* **Written exercise**:
Your task is to repeat the entries word for word while leaving out the pictures.

○ ○ ○ ○ ○

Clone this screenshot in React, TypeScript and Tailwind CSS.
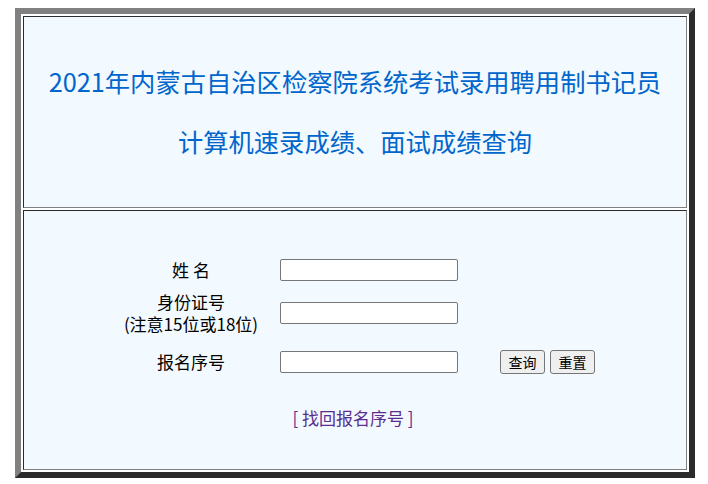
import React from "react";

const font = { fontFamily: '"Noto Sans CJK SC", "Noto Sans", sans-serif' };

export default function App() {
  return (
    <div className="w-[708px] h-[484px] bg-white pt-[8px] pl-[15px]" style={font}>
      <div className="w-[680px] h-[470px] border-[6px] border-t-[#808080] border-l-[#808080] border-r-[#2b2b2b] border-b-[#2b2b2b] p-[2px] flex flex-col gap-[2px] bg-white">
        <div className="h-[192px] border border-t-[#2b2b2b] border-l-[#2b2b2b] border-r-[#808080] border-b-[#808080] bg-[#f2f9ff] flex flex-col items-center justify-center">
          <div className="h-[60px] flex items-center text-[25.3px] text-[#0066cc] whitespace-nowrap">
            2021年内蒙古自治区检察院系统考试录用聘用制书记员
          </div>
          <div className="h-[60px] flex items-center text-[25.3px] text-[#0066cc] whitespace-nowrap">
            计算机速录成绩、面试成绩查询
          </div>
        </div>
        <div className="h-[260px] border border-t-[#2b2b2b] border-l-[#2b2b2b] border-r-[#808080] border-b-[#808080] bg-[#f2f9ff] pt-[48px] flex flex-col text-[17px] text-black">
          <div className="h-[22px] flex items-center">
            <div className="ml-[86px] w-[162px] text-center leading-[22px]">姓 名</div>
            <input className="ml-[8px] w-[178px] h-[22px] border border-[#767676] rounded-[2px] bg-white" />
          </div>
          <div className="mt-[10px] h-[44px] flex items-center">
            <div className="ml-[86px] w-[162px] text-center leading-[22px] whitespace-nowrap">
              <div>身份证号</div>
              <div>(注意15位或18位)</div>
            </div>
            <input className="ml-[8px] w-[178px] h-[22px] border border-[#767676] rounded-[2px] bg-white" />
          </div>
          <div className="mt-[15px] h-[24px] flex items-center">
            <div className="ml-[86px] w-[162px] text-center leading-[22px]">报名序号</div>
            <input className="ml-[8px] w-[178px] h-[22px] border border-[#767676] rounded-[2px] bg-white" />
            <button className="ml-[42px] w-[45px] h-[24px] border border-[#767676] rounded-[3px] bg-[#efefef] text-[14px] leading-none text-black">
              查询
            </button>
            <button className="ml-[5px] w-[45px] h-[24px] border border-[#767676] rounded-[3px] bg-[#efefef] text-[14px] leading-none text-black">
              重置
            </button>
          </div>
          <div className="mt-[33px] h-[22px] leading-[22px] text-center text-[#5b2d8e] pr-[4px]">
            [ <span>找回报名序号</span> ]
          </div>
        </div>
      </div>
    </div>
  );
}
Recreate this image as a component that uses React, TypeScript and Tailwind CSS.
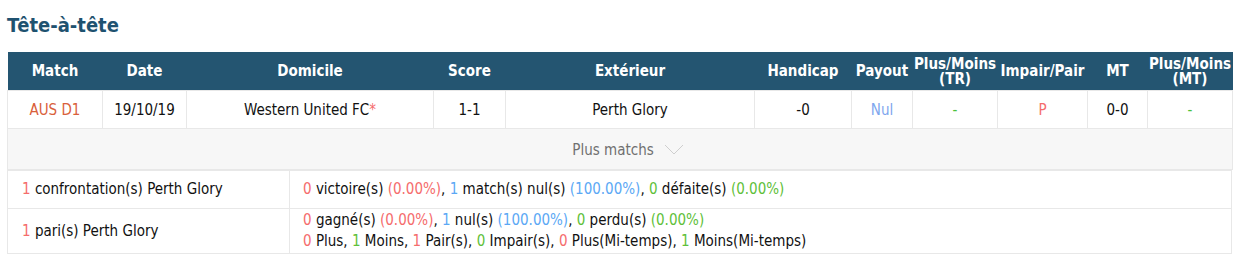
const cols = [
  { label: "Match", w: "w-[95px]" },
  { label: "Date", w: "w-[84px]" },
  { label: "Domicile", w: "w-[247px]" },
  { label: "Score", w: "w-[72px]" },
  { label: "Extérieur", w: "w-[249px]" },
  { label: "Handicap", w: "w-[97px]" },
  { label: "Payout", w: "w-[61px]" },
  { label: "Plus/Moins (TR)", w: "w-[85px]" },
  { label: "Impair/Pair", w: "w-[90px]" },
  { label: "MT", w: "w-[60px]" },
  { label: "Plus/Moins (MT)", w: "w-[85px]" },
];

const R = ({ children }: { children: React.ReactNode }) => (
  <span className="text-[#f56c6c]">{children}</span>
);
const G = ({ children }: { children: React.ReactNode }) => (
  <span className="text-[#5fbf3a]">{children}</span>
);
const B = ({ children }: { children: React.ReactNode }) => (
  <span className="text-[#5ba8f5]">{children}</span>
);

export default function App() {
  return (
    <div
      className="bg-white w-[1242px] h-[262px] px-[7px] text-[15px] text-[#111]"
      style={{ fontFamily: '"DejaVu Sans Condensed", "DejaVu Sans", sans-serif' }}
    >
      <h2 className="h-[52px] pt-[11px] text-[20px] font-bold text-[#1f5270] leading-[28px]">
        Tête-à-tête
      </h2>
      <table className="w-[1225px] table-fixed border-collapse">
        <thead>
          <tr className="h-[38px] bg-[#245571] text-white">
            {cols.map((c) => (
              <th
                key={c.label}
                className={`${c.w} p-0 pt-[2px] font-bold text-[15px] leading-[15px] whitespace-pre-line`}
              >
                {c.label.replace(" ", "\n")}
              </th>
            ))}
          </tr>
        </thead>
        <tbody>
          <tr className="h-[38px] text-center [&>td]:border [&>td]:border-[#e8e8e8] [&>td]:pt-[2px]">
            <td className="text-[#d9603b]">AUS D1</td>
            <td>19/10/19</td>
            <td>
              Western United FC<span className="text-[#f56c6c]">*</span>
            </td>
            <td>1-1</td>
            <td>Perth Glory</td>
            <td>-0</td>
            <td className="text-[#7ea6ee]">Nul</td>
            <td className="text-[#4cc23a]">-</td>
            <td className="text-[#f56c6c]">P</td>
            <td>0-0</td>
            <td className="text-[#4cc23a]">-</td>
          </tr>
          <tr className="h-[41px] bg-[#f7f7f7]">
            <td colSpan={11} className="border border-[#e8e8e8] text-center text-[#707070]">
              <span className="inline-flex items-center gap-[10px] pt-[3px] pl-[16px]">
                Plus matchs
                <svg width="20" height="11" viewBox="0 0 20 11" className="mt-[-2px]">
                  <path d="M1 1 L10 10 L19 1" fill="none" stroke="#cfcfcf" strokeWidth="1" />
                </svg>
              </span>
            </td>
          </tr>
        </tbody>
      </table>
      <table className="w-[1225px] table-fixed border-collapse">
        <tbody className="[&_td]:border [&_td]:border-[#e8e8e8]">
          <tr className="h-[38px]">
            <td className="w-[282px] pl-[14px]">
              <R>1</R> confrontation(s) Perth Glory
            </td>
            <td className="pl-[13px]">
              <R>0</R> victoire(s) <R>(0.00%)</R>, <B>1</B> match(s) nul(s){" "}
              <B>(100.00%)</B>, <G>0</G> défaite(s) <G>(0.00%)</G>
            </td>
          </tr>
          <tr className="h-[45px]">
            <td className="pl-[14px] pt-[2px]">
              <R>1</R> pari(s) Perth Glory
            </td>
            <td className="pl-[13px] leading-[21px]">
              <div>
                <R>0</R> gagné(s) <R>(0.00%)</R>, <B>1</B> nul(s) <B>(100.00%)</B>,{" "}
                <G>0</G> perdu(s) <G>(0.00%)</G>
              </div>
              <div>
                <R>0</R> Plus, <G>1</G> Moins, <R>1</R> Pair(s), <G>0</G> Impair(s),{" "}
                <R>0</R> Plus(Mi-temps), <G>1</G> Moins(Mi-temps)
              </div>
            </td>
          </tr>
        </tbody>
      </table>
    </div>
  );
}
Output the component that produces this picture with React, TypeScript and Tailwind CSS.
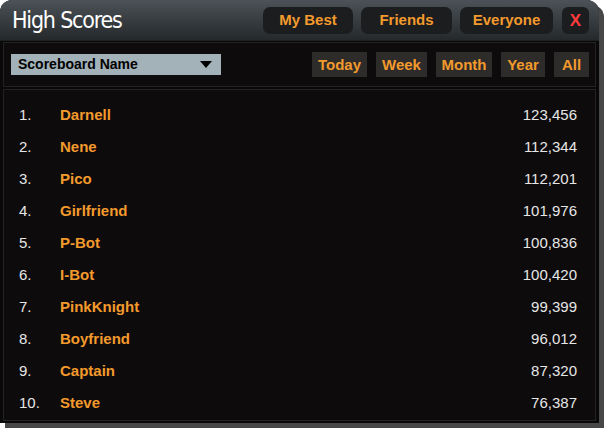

○ ○ ○ ○ ○

* **Task answer**:
Clone this screenshot in React, TypeScript and Tailwind CSS.
import React from "react";

const font = { fontFamily: '"Noto Sans CJK SC", "Noto Sans", sans-serif' };

export default function App() {
  return (
    <div className="w-[708px] h-[484px] bg-white pt-[8px] pl-[15px]" style={font}>
      <div className="w-[680px] h-[470px] border-[6px] border-t-[#808080] border-l-[#808080] border-r-[#2b2b2b] border-b-[#2b2b2b] p-[2px] flex flex-col gap-[2px] bg-white">
        <div className="h-[192px] border border-t-[#2b2b2b] border-l-[#2b2b2b] border-r-[#808080] border-b-[#808080] bg-[#f2f9ff] flex flex-col items-center justify-center">
          <div className="h-[60px] flex items-center text-[25.3px] text-[#0066cc] whitespace-nowrap">
            2021年内蒙古自治区检察院系统考试录用聘用制书记员
          </div>
          <div className="h-[60px] flex items-center text-[25.3px] text-[#0066cc] whitespace-nowrap">
            计算机速录成绩、面试成绩查询
          </div>
        </div>
        <div className="h-[260px] border border-t-[#2b2b2b] border-l-[#2b2b2b] border-r-[#808080] border-b-[#808080] bg-[#f2f9ff] pt-[48px] flex flex-col text-[17px] text-black">
          <div className="h-[22px] flex items-center">
            <div className="ml-[86px] w-[162px] text-center leading-[22px]">姓 名</div>
            <input className="ml-[8px] w-[178px] h-[22px] border border-[#767676] rounded-[2px] bg-white" />
          </div>
          <div className="mt-[10px] h-[44px] flex items-center">
            <div className="ml-[86px] w-[162px] text-center leading-[22px] whitespace-nowrap">
              <div>身份证号</div>
              <div>(注意15位或18位)</div>
            </div>
            <input className="ml-[8px] w-[178px] h-[22px] border border-[#767676] rounded-[2px] bg-white" />
          </div>
          <div className="mt-[15px] h-[24px] flex items-center">
            <div className="ml-[86px] w-[162px] text-center leading-[22px]">报名序号</div>
            <input className="ml-[8px] w-[178px] h-[22px] border border-[#767676] rounded-[2px] bg-white" />
            <button className="ml-[42px] w-[45px] h-[24px] border border-[#767676] rounded-[3px] bg-[#efefef] text-[14px] leading-none text-black">
              查询
            </button>
            <button className="ml-[5px] w-[45px] h-[24px] border border-[#767676] rounded-[3px] bg-[#efefef] text-[14px] leading-none text-black">
              重置
            </button>
          </div>
          <div className="mt-[33px] h-[22px] leading-[22px] text-center text-[#5b2d8e] pr-[4px]">
            [ <span>找回报名序号</span> ]
          </div>
        </div>
      </div>
    </div>
  );
}
Recreate this image as a component that uses React, TypeScript and Tailwind CSS.
const cols = [
  { label: "Match", w: "w-[95px]" },
  { label: "Date", w: "w-[84px]" },
  { label: "Domicile", w: "w-[247px]" },
  { label: "Score", w: "w-[72px]" },
  { label: "Extérieur", w: "w-[249px]" },
  { label: "Handicap", w: "w-[97px]" },
  { label: "Payout", w: "w-[61px]" },
  { label: "Plus/Moins (TR)", w: "w-[85px]" },
  { label: "Impair/Pair", w: "w-[90px]" },
  { label: "MT", w: "w-[60px]" },
  { label: "Plus/Moins (MT)", w: "w-[85px]" },
];

const R = ({ children }: { children: React.ReactNode }) => (
  <span className="text-[#f56c6c]">{children}</span>
);
const G = ({ children }: { children: React.ReactNode }) => (
  <span className="text-[#5fbf3a]">{children}</span>
);
const B = ({ children }: { children: React.ReactNode }) => (
  <span className="text-[#5ba8f5]">{children}</span>
);

export default function App() {
  return (
    <div
      className="bg-white w-[1242px] h-[262px] px-[7px] text-[15px] text-[#111]"
      style={{ fontFamily: '"DejaVu Sans Condensed", "DejaVu Sans", sans-serif' }}
    >
      <h2 className="h-[52px] pt-[11px] text-[20px] font-bold text-[#1f5270] leading-[28px]">
        Tête-à-tête
      </h2>
      <table className="w-[1225px] table-fixed border-collapse">
        <thead>
          <tr className="h-[38px] bg-[#245571] text-white">
            {cols.map((c) => (
              <th
                key={c.label}
                className={`${c.w} p-0 pt-[2px] font-bold text-[15px] leading-[15px] whitespace-pre-line`}
              >
                {c.label.replace(" ", "\n")}
              </th>
            ))}
          </tr>
        </thead>
        <tbody>
          <tr className="h-[38px] text-center [&>td]:border [&>td]:border-[#e8e8e8] [&>td]:pt-[2px]">
            <td className="text-[#d9603b]">AUS D1</td>
            <td>19/10/19</td>
            <td>
              Western United FC<span className="text-[#f56c6c]">*</span>
            </td>
            <td>1-1</td>
            <td>Perth Glory</td>
            <td>-0</td>
            <td className="text-[#7ea6ee]">Nul</td>
            <td className="text-[#4cc23a]">-</td>
            <td className="text-[#f56c6c]">P</td>
            <td>0-0</td>
            <td className="text-[#4cc23a]">-</td>
          </tr>
          <tr className="h-[41px] bg-[#f7f7f7]">
            <td colSpan={11} className="border border-[#e8e8e8] text-center text-[#707070]">
              <span className="inline-flex items-center gap-[10px] pt-[3px] pl-[16px]">
                Plus matchs
                <svg width="20" height="11" viewBox="0 0 20 11" className="mt-[-2px]">
                  <path d="M1 1 L10 10 L19 1" fill="none" stroke="#cfcfcf" strokeWidth="1" />
                </svg>
              </span>
            </td>
          </tr>
        </tbody>
      </table>
      <table className="w-[1225px] table-fixed border-collapse">
        <tbody className="[&_td]:border [&_td]:border-[#e8e8e8]">
          <tr className="h-[38px]">
            <td className="w-[282px] pl-[14px]">
              <R>1</R> confrontation(s) Perth Glory
            </td>
            <td className="pl-[13px]">
              <R>0</R> victoire(s) <R>(0.00%)</R>, <B>1</B> match(s) nul(s){" "}
              <B>(100.00%)</B>, <G>0</G> défaite(s) <G>(0.00%)</G>
            </td>
          </tr>
          <tr className="h-[45px]">
            <td className="pl-[14px] pt-[2px]">
              <R>1</R> pari(s) Perth Glory
            </td>
            <td className="pl-[13px] leading-[21px]">
              <div>
                <R>0</R> gagné(s) <R>(0.00%)</R>, <B>1</B> nul(s) <B>(100.00%)</B>,{" "}
                <G>0</G> perdu(s) <G>(0.00%)</G>
              </div>
              <div>
                <R>0</R> Plus, <G>1</G> Moins, <R>1</R> Pair(s), <G>0</G> Impair(s),{" "}
                <R>0</R> Plus(Mi-temps), <G>1</G> Moins(Mi-temps)
              </div>
            </td>
          </tr>
        </tbody>
      </table>
    </div>
  );
}
Output the component that produces this picture with React, TypeScript and Tailwind CSS.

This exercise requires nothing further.